Grasping under limited sensing remains a fundamental challenge for real-world robotic manipulation, as vision and high-resolution tactile sensors often introduce cost, fragility, and integration complexity. This work demonstrates that reliable multifingered grasping can be achieved under extremely minimal sensing by relying solely on uniaxial fingertip force feedback and joint proprioception, without vision or multi-axis/tactile sensing. To enable such blind grasping, we employ an efficient teacher-student training pipeline in which a reinforcement-learned teacher exploits privileged simulation-only observations to generate demonstrations for distilling a transformer-based student policy operating under partial observation. The student policy is trained to act using only sensing modalities available at real-world deployment. We validate the proposed approach on real hardware across 18 objects, including both in-distribution and out-of-distribution cases, achieving a 98.3~$\%$ overall grasp success rate. These results demonstrate strong robustness and generalization beyond the simulation training distribution, while significantly reducing sensing requirements for real-world grasping systems.

Figures (7)

• Figure 1: Overview of the proposed teacher-student training pipeline for blind grasping.

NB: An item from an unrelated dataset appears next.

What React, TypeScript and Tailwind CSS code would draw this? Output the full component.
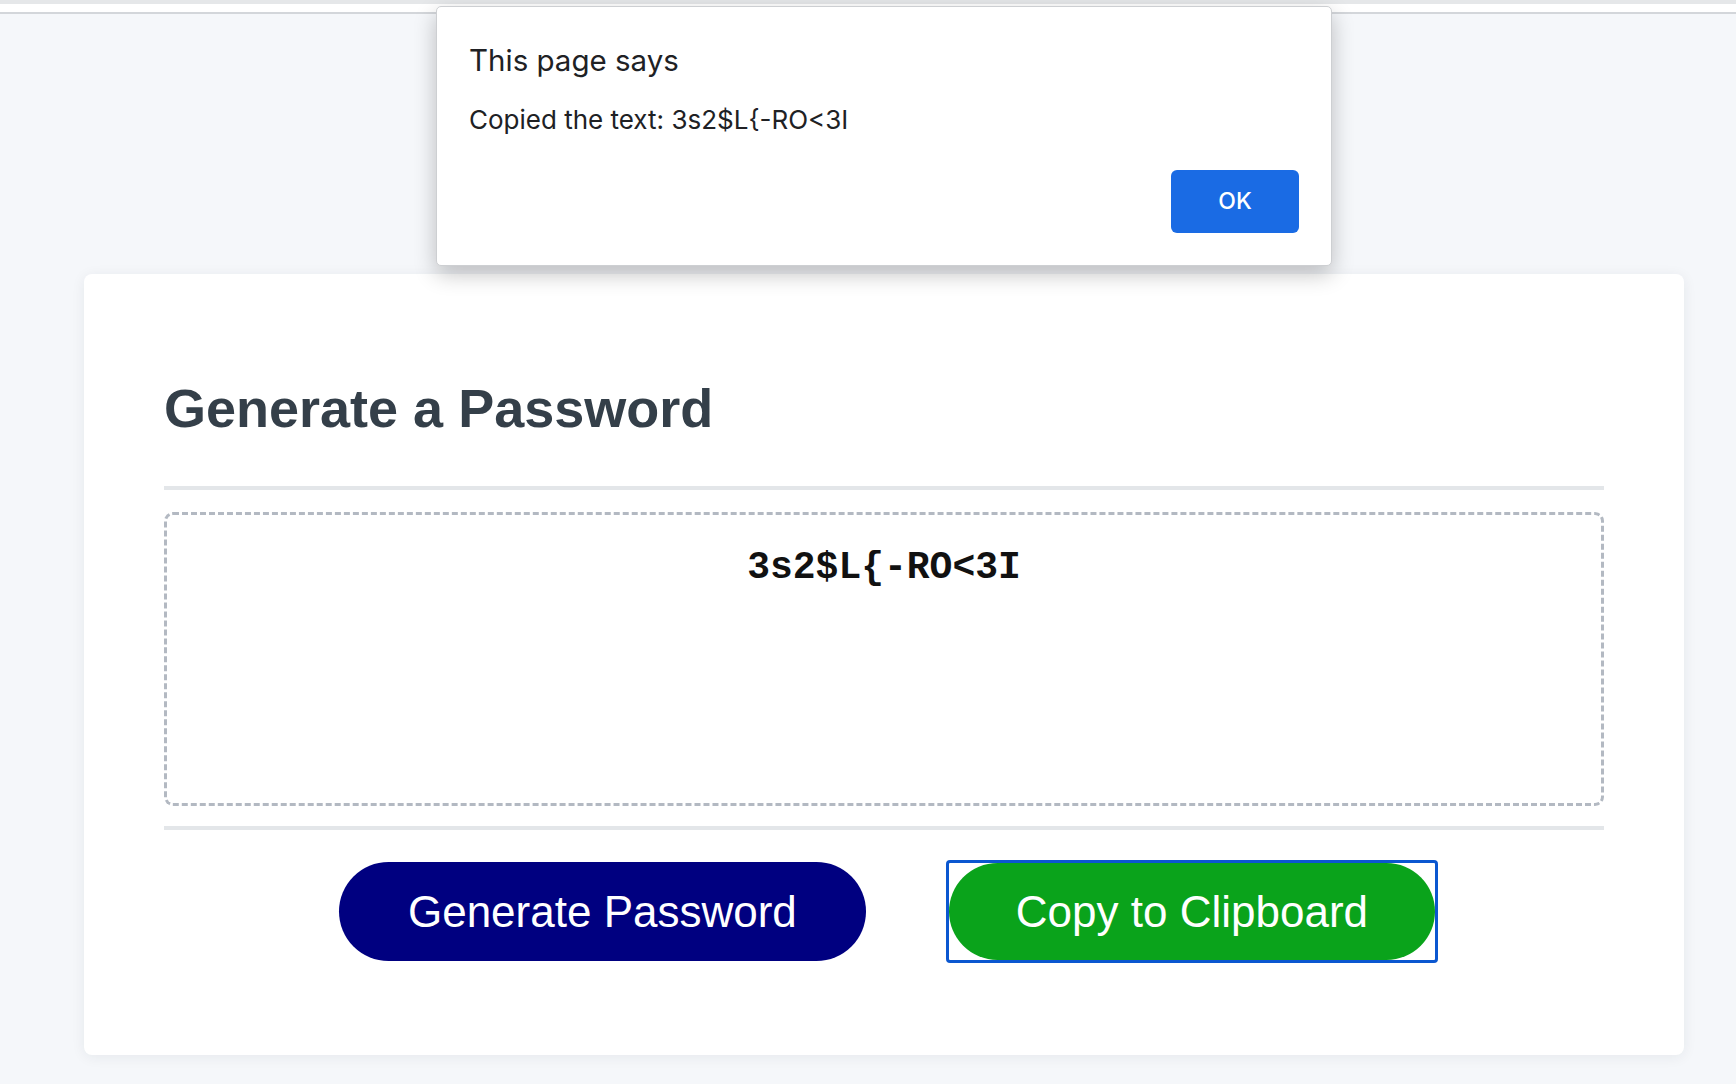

• Figure 2: Set of the 18 geometric objects used in simulation for training the teacher policy. The object set comprises six geometries (two cuboids A/B, one capsule, two cylinders A/B, and one sphere), each modeled in three sizes.
• Figure 3: Pipeline of the teacher policy trained in simulation with privileged observations. An MLP takes privileged observations and outputs relative joint position changes ($\Delta\theta_t$). Each finger comprises three actuated joints and a uniaxial fingertip force sensor. The reward function includes task, incentive, and penalty terms. An episode terminates when the object distance exceeds $10~\text{cm}$ in the $xy$-plane.
• Figure 4: Pipeline of the student policy distilled via behavioral cloning for blind grasping (top). A transformer maps proprioceptive states and uniaxial fingertip forces to relative joint position changes ($\Delta\theta_t$), trained on successful teacher demonstrations with an MSE action loss. Simulation rollouts of $\pi_s$ on in-distribution objects (bottom).
• Figure 5: Objects used in real-world evaluation. The evaluation includes 18 objects: six in-distribution (ID) and twelve out-of-distribution (OOD) cases. The ID objects are 3D-printed replicas of the medium-sized training shapes, while the OOD objects are real-world items with diverse shapes, materials, and surface textures that fit within the gripper workspace.